Like others have said, it's about additive vs subtractive color
And to start off with, probably everything you know about color is probably over simplified, or even outright wrong. Light and color and how your brain interprets that information is pretty complex stuff. Even this explanation is gonna be glossing over things.
Starting from the basics, white light contains all of the colors of the rainbow.
Your eyes, however, are mostly only sensitive to red, green, and blue light, most people only have receptors in their eyes (cones) for those 3 colors. They do pick up a little bit from the surrounding parts of the spectrum but not much, and your brain sort of fills in the gaps from there. If your red cones and green cones are both getting stimulated by light, your brain will interpret that as yellow or orange depending on just how much each is picking up.
So your monitor is starting with no light across all 3 colors (black)
And then adding light to get the desired colors.
But if you're drawing or painting, ou're starting with a white canvas, not a black monitor, so how do we go about getting the colors we want!
Well we're going to put paint or ink on the canvas to absorb the colors we don't want.
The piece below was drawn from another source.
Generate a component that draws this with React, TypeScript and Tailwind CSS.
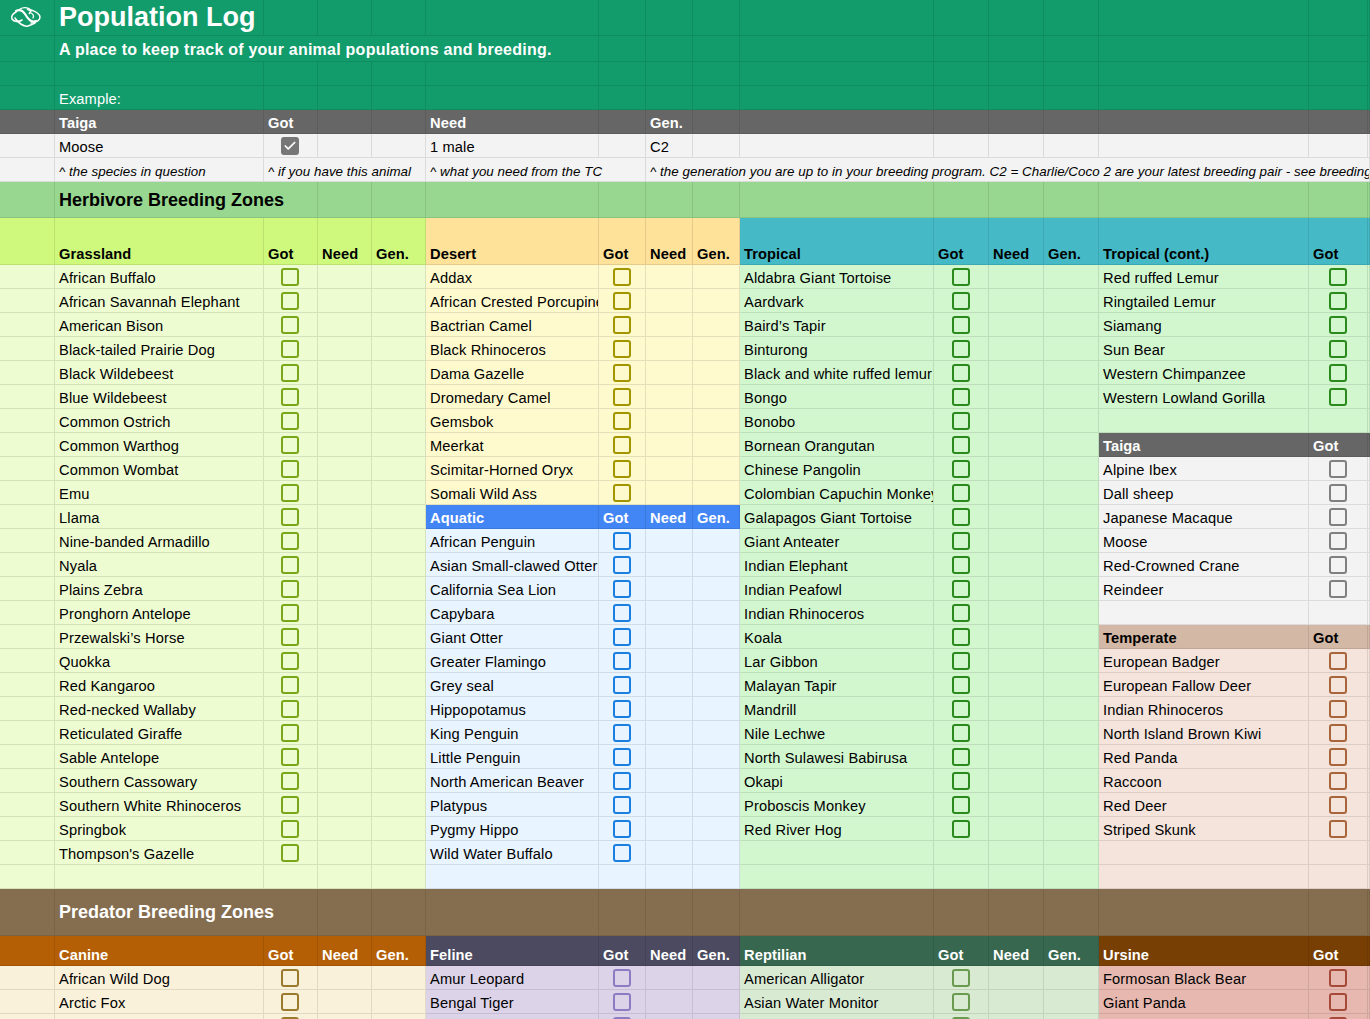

Back in elementary school art class you probably learned about complementary or opposite colors. Unfortunately the colors you learned were kind of wrong. Close enough for kids mixing finger paints, but not exactly.
The opposite of red isn't green it's cyan.
The opposite of green isn't red, its magenta
But the opposite of blue is in fact yellow, so one out of three is something I guess.
What does that actually mean though? Well yellow ink absorbs basically all of the blue light while still reflecting red and green.
Cyan absorbs all the red light, while still reflecting blue and green
And magenta absorbs all the green light while still reflecting red and blue
So by mixing and matching those 3 colors, you can dial things down from 100% white light to a mix of red green and blue that your brain can interpret as other colors.
In theory mixing a bunch of those 3 colors together, you can eventually get down to black, in practice your pigments aren't perfect, and even if they were it would get expensive to use that much of those 3 pigments which is why most color printers are CMYK, with "K" standing for black for reasons I've never bothered to look up and I'm not gonna start now.
So your monitoring is adding light from 0 up to make the color you need. It's "additive."
And paint is dialing things down from 100 to the desired color. It's "subtractive."
Hopefully that all makes sense, color is weird.